What is required: Retype the data that follows line by line, exactly, and leave its pictures out.

Collected data:
-- Start --
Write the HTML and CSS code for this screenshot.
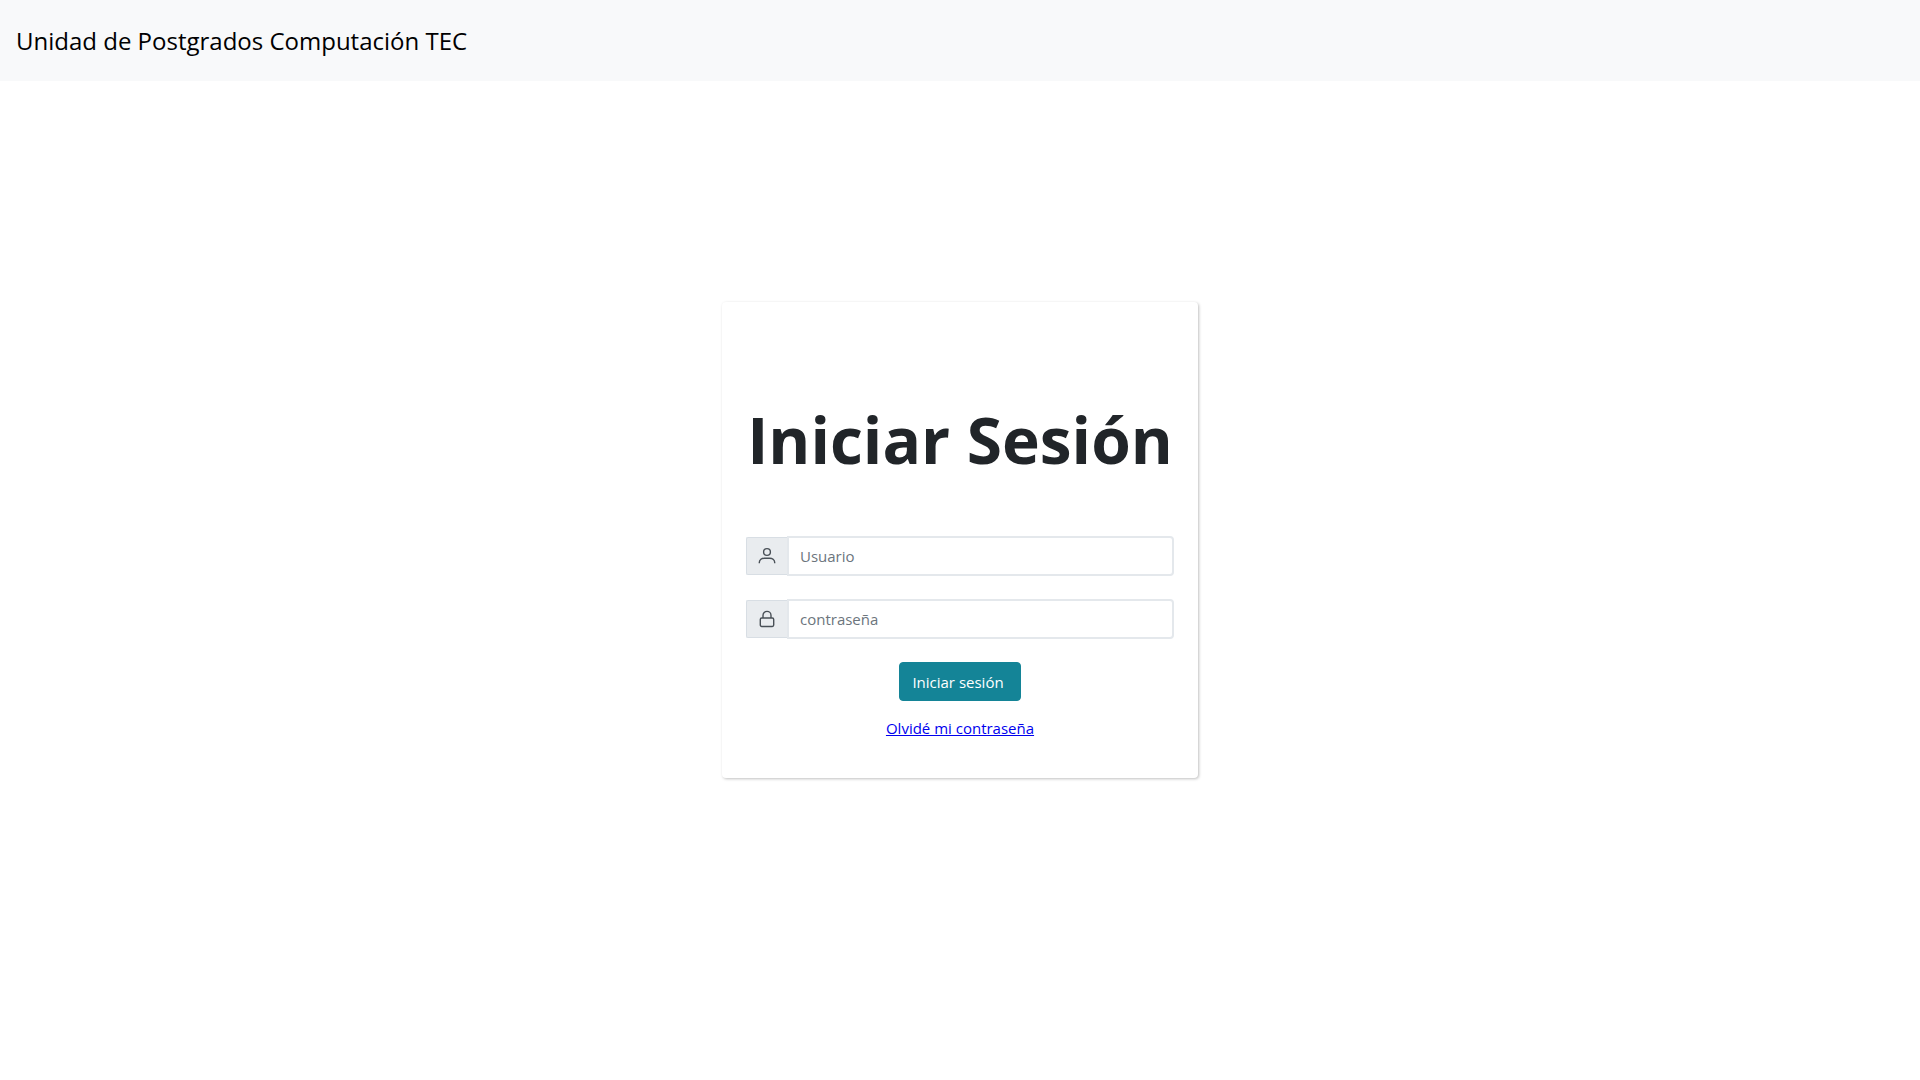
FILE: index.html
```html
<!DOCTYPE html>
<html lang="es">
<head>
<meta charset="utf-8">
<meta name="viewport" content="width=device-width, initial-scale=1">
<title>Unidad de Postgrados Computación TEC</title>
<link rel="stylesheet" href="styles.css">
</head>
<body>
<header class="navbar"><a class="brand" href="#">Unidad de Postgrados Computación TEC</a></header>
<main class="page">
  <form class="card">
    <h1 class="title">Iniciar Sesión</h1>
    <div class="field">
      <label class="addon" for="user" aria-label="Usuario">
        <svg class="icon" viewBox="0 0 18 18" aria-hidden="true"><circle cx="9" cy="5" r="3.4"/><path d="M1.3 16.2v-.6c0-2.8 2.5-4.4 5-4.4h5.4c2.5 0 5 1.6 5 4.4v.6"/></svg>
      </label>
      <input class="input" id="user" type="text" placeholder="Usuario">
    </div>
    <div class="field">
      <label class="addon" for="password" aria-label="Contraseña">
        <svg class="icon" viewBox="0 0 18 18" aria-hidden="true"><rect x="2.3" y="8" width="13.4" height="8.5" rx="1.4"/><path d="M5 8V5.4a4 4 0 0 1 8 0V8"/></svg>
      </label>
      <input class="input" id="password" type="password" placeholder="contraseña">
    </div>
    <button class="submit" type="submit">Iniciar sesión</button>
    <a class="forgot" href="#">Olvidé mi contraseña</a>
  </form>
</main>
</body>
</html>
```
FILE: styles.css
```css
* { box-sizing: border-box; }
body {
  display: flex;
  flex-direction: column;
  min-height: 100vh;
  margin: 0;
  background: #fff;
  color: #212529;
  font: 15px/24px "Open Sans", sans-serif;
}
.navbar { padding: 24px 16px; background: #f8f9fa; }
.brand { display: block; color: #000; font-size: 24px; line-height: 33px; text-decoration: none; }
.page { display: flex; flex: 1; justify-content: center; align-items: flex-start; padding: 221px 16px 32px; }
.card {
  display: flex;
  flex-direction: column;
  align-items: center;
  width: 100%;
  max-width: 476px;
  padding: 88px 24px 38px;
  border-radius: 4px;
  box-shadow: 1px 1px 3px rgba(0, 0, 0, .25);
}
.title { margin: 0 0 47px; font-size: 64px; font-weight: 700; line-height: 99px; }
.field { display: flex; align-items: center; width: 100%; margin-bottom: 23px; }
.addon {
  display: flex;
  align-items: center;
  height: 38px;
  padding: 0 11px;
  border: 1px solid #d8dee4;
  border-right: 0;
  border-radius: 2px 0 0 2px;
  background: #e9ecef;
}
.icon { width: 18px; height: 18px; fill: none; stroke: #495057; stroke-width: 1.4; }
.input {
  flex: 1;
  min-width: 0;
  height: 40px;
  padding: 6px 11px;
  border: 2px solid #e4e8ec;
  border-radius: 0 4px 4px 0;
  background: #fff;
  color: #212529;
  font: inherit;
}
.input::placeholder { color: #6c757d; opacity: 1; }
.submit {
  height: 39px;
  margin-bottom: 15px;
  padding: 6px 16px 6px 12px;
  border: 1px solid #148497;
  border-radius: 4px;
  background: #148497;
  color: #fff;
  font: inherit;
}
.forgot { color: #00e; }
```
-- End --
Task answer:
Write the HTML and CSS code for this screenshot.
FILE: index.html
```html
<!DOCTYPE html>
<html lang="es">
<head>
<meta charset="utf-8">
<meta name="viewport" content="width=device-width, initial-scale=1">
<title>Unidad de Postgrados Computación TEC</title>
<link rel="stylesheet" href="styles.css">
</head>
<body>
<header class="navbar"><a class="brand" href="#">Unidad de Postgrados Computación TEC</a></header>
<main class="page">
  <form class="card">
    <h1 class="title">Iniciar Sesión</h1>
    <div class="field">
      <label class="addon" for="user" aria-label="Usuario">
        <svg class="icon" viewBox="0 0 18 18" aria-hidden="true"><circle cx="9" cy="5" r="3.4"/><path d="M1.3 16.2v-.6c0-2.8 2.5-4.4 5-4.4h5.4c2.5 0 5 1.6 5 4.4v.6"/></svg>
      </label>
      <input class="input" id="user" type="text" placeholder="Usuario">
    </div>
    <div class="field">
      <label class="addon" for="password" aria-label="Contraseña">
        <svg class="icon" viewBox="0 0 18 18" aria-hidden="true"><rect x="2.3" y="8" width="13.4" height="8.5" rx="1.4"/><path d="M5 8V5.4a4 4 0 0 1 8 0V8"/></svg>
      </label>
      <input class="input" id="password" type="password" placeholder="contraseña">
    </div>
    <button class="submit" type="submit">Iniciar sesión</button>
    <a class="forgot" href="#">Olvidé mi contraseña</a>
  </form>
</main>
</body>
</html>
```
FILE: styles.css
```css
* { box-sizing: border-box; }
body {
  display: flex;
  flex-direction: column;
  min-height: 100vh;
  margin: 0;
  background: #fff;
  color: #212529;
  font: 15px/24px "Open Sans", sans-serif;
}
.navbar { padding: 24px 16px; background: #f8f9fa; }
.brand { display: block; color: #000; font-size: 24px; line-height: 33px; text-decoration: none; }
.page { display: flex; flex: 1; justify-content: center; align-items: flex-start; padding: 221px 16px 32px; }
.card {
  display: flex;
  flex-direction: column;
  align-items: center;
  width: 100%;
  max-width: 476px;
  padding: 88px 24px 38px;
  border-radius: 4px;
  box-shadow: 1px 1px 3px rgba(0, 0, 0, .25);
}
.title { margin: 0 0 47px; font-size: 64px; font-weight: 700; line-height: 99px; }
.field { display: flex; align-items: center; width: 100%; margin-bottom: 23px; }
.addon {
  display: flex;
  align-items: center;
  height: 38px;
  padding: 0 11px;
  border: 1px solid #d8dee4;
  border-right: 0;
  border-radius: 2px 0 0 2px;
  background: #e9ecef;
}
.icon { width: 18px; height: 18px; fill: none; stroke: #495057; stroke-width: 1.4; }
.input {
  flex: 1;
  min-width: 0;
  height: 40px;
  padding: 6px 11px;
  border: 2px solid #e4e8ec;
  border-radius: 0 4px 4px 0;
  background: #fff;
  color: #212529;
  font: inherit;
}
.input::placeholder { color: #6c757d; opacity: 1; }
.submit {
  height: 39px;
  margin-bottom: 15px;
  padding: 6px 16px 6px 12px;
  border: 1px solid #148497;
  border-radius: 4px;
  background: #148497;
  color: #fff;
  font: inherit;
}
.forgot { color: #00e; }
```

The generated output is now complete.